Kuwait's Burgan field has a total capacity of approximately 70 billion barrels (11 billion cubic metres) of proven oil reserves. During the 1991 Kuwaiti oil fires, more than 500 oil lakes were created covering a combined surface area of about 35.7 km2 (13+34 sq mi). The resulting soil contamination due to oil and soot accumulation had made eastern and south-eastern parts of Kuwait uninhabitable. Sand and oil residue had reduced large parts of the Kuwaiti desert to semi-asphalt surfaces. The oil spills during the Gulf War also drastically affected Kuwait's marine resources.


Due to Kuwait's proximity to Iraq and Iran, the winter season in Kuwait is colder than other coastal countries in the region (especially UAE, Qatar, and Bahrain). Kuwait is also less humid than other coastal countries in the region. The spring season in March is warm with occasional thunderstorms. The frequent winds from the northwest are cold in winter and hot in summer. Southeasterly damp winds spring up between July and October. Hot and dry south winds prevail in spring and early summer. The shamal, a northwesterly wind common during June and July, causes dramatic sandstorms. Summers in Kuwait are some of the hottest on earth. The highest recorded temperature was 54.0 °C (129.2 °F) at Mitribah on 21 July 2016, which is the highest temperature recorded in Asia.

Kuwait emits a lot of carbon dioxide per person compared to most other countries.
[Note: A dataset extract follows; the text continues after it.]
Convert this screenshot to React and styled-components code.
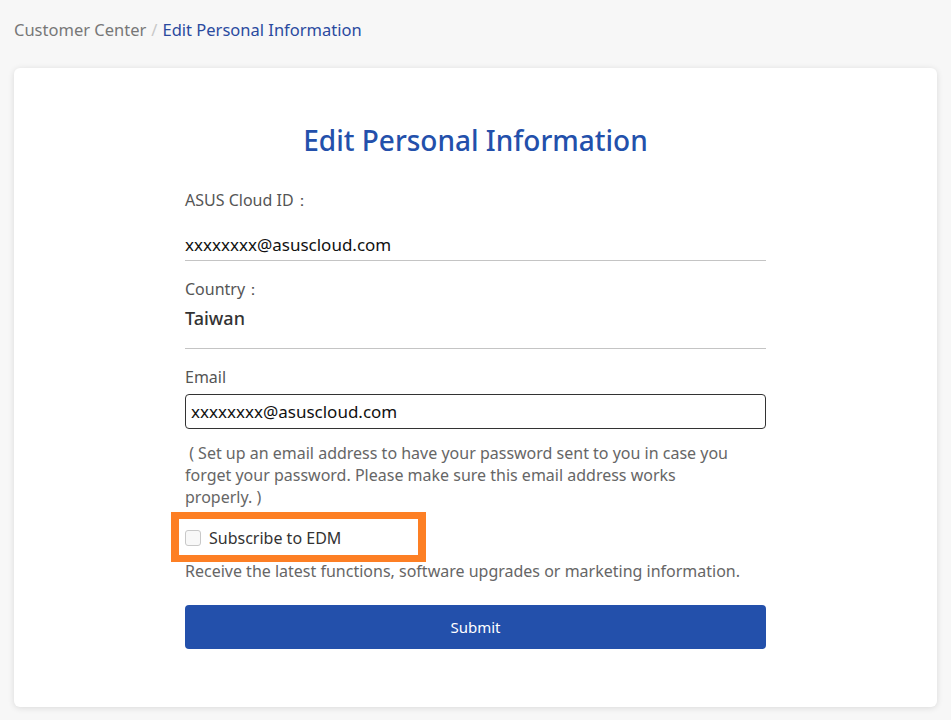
import styled, { createGlobalStyle } from "styled-components";

const GlobalStyle = createGlobalStyle`
  body {
    margin: 0;
    background: #f7f7f7;
    font-family: "Noto Sans", "Open Sans", sans-serif;
  }
`;

const Page = styled.div`
  padding: 0 14px 13px;
`;

const Breadcrumb = styled.nav`
  height: 68px;
  display: flex;
  align-items: center;
  padding-bottom: 10px;
  box-sizing: border-box;
  font-size: 16.5px;
  color: #777;
`;

const Sep = styled.span`
  color: #c8c8c8;
  margin: 0 5px;
`;

const Current = styled.span`
  color: #2a4a9f;
`;

const Card = styled.main`
  background: #fff;
  border-radius: 6px;
  box-shadow: 0 1px 6px rgba(0, 0, 0, 0.12);
  padding: 52px 0 58px;
`;

const Form = styled.form`
  width: 581px;
  margin: 0 auto;
  display: flex;
  flex-direction: column;
`;

const Title = styled.h1`
  margin: 0 0 28px;
  text-align: center;
  font-size: 28px;
  line-height: 40px;
  font-weight: 500;
  color: #2350ab;
`;

const Label = styled.label`
  font-size: 16px;
  line-height: 24px;
  color: #555;
  margin-top: ${(p) => p.$top || 0}px;
`;

const Value = styled.div`
  font-size: ${(p) => (p.$strong ? 18 : 17)}px;
  line-height: 24px;
  color: ${(p) => (p.$strong ? "#333" : "#111")};
  font-weight: ${(p) => (p.$strong ? 500 : 400)};
  margin-top: ${(p) => p.$top}px;
  padding-bottom: ${(p) => p.$bottom}px;
  border-bottom: 1px solid #c4c4c4;
`;

const Input = styled.input`
  margin-top: 5px;
  height: 35px;
  flex: 0 0 35px;
  box-sizing: border-box;
  border: 1px solid #333;
  border-radius: 4px;
  padding: 0 5px;
  font-family: inherit;
  font-size: 17px;
  color: #111;
`;

const Help = styled.p`
  margin: ${(p) => p.$top}px 0 0;
  max-width: ${(p) => p.$width || 581}px;
  font-size: 16px;
  line-height: 22px;
  color: #666;
`;

const CheckRow = styled.div`
  position: relative;
  display: flex;
  align-items: center;
  gap: 8px;
  height: 24px;
  margin-top: 18px;
  font-size: 16px;
  color: #333;
`;

const Box = styled.input`
  appearance: none;
  margin: 0;
  width: 16px;
  height: 16px;
  border: 1px solid #c8c8c8;
  border-radius: 3px;
  background: #f8f8f8;
`;

const Highlight = styled.div`
  position: absolute;
  left: -14px;
  top: -14px;
  width: 255px;
  height: 50px;
  box-sizing: border-box;
  border: 7px solid #fd7f24;
  border-left-width: 8px;
  border-right-width: 8px;
  pointer-events: none;
`;

const Submit = styled.button`
  margin-top: 23px;
  height: 44px;
  flex: 0 0 44px;
  border: none;
  border-radius: 4px;
  background: #2350ab;
  color: #fff;
  font-family: inherit;
  font-size: 15px;
`;

export default function App() {
  return (
    <>
      <GlobalStyle />
      <Page>
        <Breadcrumb>
          Customer Center<Sep>/</Sep>
          <Current>Edit Personal Information</Current>
        </Breadcrumb>
        <Card>
          <Form onSubmit={(e) => e.preventDefault()}>
            <Title>Edit Personal Information</Title>
            <Label>ASUS Cloud ID：</Label>
            <Value $top={21} $bottom={3}>
              xxxxxxxx@asuscloud.com
            </Value>
            <Label $top={16}>Country：</Label>
            <Value $strong $top={5} $bottom={18}>
              Taiwan
            </Value>
            <Label $top={16} htmlFor="email">
              Email
            </Label>
            <Input id="email" defaultValue="xxxxxxxx@asuscloud.com" />
            <Help $top={13} $width={565}>
              &nbsp;( Set up an email address to have your password sent to you in case you
              forget your password. Please make sure this email address works properly.&nbsp;)
            </Help>
            <CheckRow>
              <Box type="checkbox" id="edm" />
              <label htmlFor="edm">Subscribe to EDM</label>
              <Highlight />
            </CheckRow>
            <Help $top={10}>
              Receive the latest functions, software upgrades or marketing information.
            </Help>
            <Submit type="submit">Submit</Submit>
          </Form>
        </Card>
      </Page>
    </>
  );
}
In recent years, Kuwait has been regularly ranked among the world's highest countries in term of CO2 per capita emissions.

Nature reserves

At present, there are five protected areas in Kuwait recognized by the IUCN. In response to Kuwait becoming the 169th signatory of the Ramsar Convention, Bubiyan Island's Mubarak al-Kabeer reserve was designated as the country's first Wetland of International Importance. The 50,948 ha reserve consists of small lagoons and shallow salt marshes and is important as a stop-over for migrating birds on two migration routes. The reserve is home to the world's largest breeding colony of crab-plover.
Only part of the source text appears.